» **Exercise requirements**
Copy out every line in which the string "index" occurs.

» **Collected data**
-*-*-

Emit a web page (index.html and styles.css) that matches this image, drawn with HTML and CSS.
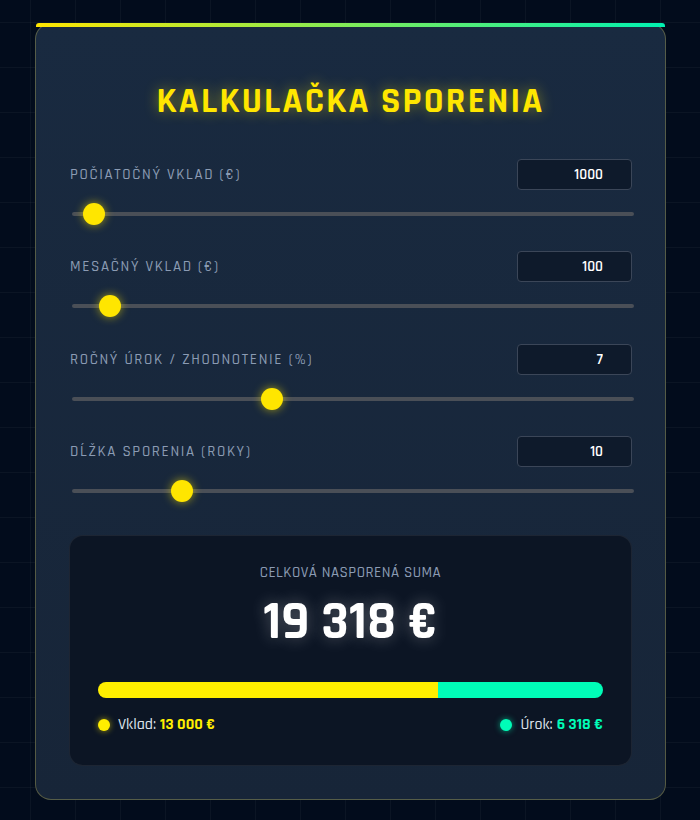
FILE: index.html
```html
<!DOCTYPE html>
<html lang="sk">
<head>
<meta charset="utf-8">
<title>Kalkulačka sporenia</title>
<link rel="stylesheet" href="styles.css">
</head>
<body>
<main class="card">
  <h1 class="title">KALKULAČKA SPORENIA</h1>

  <div class="field">
    <div class="field-head">
      <label class="label" for="i1">POČIATOČNÝ VKLAD (€)</label>
      <input class="num" id="i1" type="text" value="1000">
    </div>
    <input class="range" type="range" min="0" max="50000" step="100" value="1000">
  </div>

  <div class="field">
    <div class="field-head">
      <label class="label" for="i2">MESAČNÝ VKLAD (€)</label>
      <input class="num" id="i2" type="text" value="100">
    </div>
    <input class="range" type="range" min="0" max="2000" step="10" value="100">
  </div>

  <div class="field">
    <div class="field-head">
      <label class="label" for="i3">ROČNÝ ÚROK / ZHODNOTENIE (%)</label>
      <input class="num" id="i3" type="text" value="7">
    </div>
    <input class="range" type="range" min="0" max="20" step="0.1" value="7">
  </div>

  <div class="field">
    <div class="field-head">
      <label class="label" for="i4">DĹŽKA SPORENIA (ROKY)</label>
      <input class="num" id="i4" type="text" value="10">
    </div>
    <input class="range" type="range" min="1" max="50" step="1" value="10">
  </div>

  <section class="result">
    <div class="result-label">CELKOVÁ NASPORENÁ SUMA</div>
    <div class="result-value">19 318 €</div>
    <div class="bar">
      <div class="bar-dep" style="width: 67.3%"></div>
      <div class="bar-int"></div>
    </div>
    <div class="legend">
      <div class="legend-item"><span class="dot dot-y"></span>Vklad: <b class="val-y">13 000 €</b></div>
      <div class="legend-item"><span class="dot dot-t"></span>Úrok: <b class="val-t">6 318 €</b></div>
    </div>
  </section>
</main>
</body>
</html>
```

FILE: styles.css
```css
* { box-sizing: border-box; }

html, body {
  margin: 0;
  padding: 0;
}

body {
  min-height: 820px;
  background-color: #020c1c;
  background-image:
    linear-gradient(rgba(255,255,255,0.035) 1px, transparent 1px),
    linear-gradient(90deg, rgba(255,255,255,0.035) 1px, transparent 1px);
  background-size: 45px 45px;
  background-position: 30px 22px;
  font-family: "Rajdhani", "Liberation Sans Narrow", "DejaVu Sans Condensed", "Liberation Sans", sans-serif;
  padding-top: 23px;
}

.card {
  position: relative;
  width: 631px;
  margin: 0 0 0 35px;
  background: linear-gradient(180deg, #192a40 0%, #172538 100%);
  border: 1px solid rgba(200, 190, 90, 0.35);
  border-radius: 16px;
  padding: 58px 33px 33px;
}

.card::before {
  content: "";
  position: absolute;
  top: -1px;
  left: 0;
  right: 0;
  height: 4px;
  border-radius: 3px 3px 0 0;
  background: linear-gradient(90deg, #ffe600 0%, #00f2b2 100%);
}

.title {
  margin: 0 0 37px;
  text-align: center;
  font-size: 36px;
  line-height: 40px;
  font-weight: 700;
  letter-spacing: 2.2px;
  color: #ffe600;
  text-shadow: 0 0 14px rgba(255, 230, 0, 0.45);
}

.field {
  margin-bottom: 26.4px;
}

.field-head {
  display: flex;
  justify-content: space-between;
  align-items: center;
  height: 31px;
  margin-bottom: 13px;
}

.label {
  font-size: 15px;
  font-weight: 500;
  letter-spacing: 1.65px;
  color: #8b9bb3;
  padding-left: 1px;
}

.num {
  width: 115px;
  height: 31px;
  background: #0e1a2b;
  border: 1px solid #3b4658;
  border-radius: 4px;
  color: #ffffff;
  font-family: inherit;
  font-size: 15px;
  font-weight: 600;
  text-align: right;
  padding: 0 28px 0 8px;
  outline: none;
}

.range {
  -webkit-appearance: none;
  appearance: none;
  display: block;
  width: 562px;
  height: 22px;
  margin: 0 0 0 3px;
  background: transparent;
}

.range::-webkit-slider-runnable-track {
  height: 4px;
  background: #4a4f57;
  border-radius: 2px;
}

.range::-webkit-slider-thumb {
  -webkit-appearance: none;
  appearance: none;
  width: 22px;
  height: 22px;
  margin-top: -9px;
  border-radius: 50%;
  background: #ffe600;
  box-shadow: 0 0 10px rgba(255, 230, 0, 0.6);
  border: none;
}

.field:last-of-type {
  margin-bottom: 0;
}

.result {
  margin-top: 33px;
  background: #0c1524;
  border: 1px solid rgba(255, 255, 255, 0.07);
  border-radius: 14px;
  padding: 28px 28px 31px;
  text-align: center;
}

.result-label {
  font-size: 15px;
  font-weight: 500;
  line-height: 18px;
  letter-spacing: 0.5px;
  color: #8b9bb3;
}

.result-value {
  margin-top: 11px;
  font-size: 54px;
  line-height: 60px;
  font-weight: 700;
  color: #ffffff;
  text-shadow: 0 0 16px rgba(255, 255, 255, 0.3);
}

.bar {
  display: flex;
  margin-top: 29px;
  height: 16px;
  border-radius: 8px;
  overflow: hidden;
}

.bar-dep {
  background: #ffee00;
}

.bar-int {
  flex: 1;
  background: #00fdb8;
}

.legend {
  display: flex;
  justify-content: space-between;
  margin-top: 18px;
  line-height: 18px;
  font-size: 16px;
  font-weight: 500;
  color: #dde3ec;
}

.legend-item {
  display: flex;
  align-items: center;
}

.legend-item b {
  margin-left: 4px;
  font-weight: 700;
}

.dot {
  width: 12px;
  height: 12px;
  border-radius: 50%;
  margin: 0 8px 0 0;
}

.dot-y {
  background: #ffee00;
  box-shadow: 0 0 6px rgba(255, 230, 0, 0.6);
}

.dot-t {
  background: #00fdb8;
  box-shadow: 0 0 6px rgba(0, 253, 184, 0.6);
}

.val-y { color: #ffee00; }
.val-t { color: #00fdb8; }
```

-*-*-

» **Output**
Emit a web page (index.html and styles.css) that matches this image, drawn with HTML and CSS.
FILE: index.html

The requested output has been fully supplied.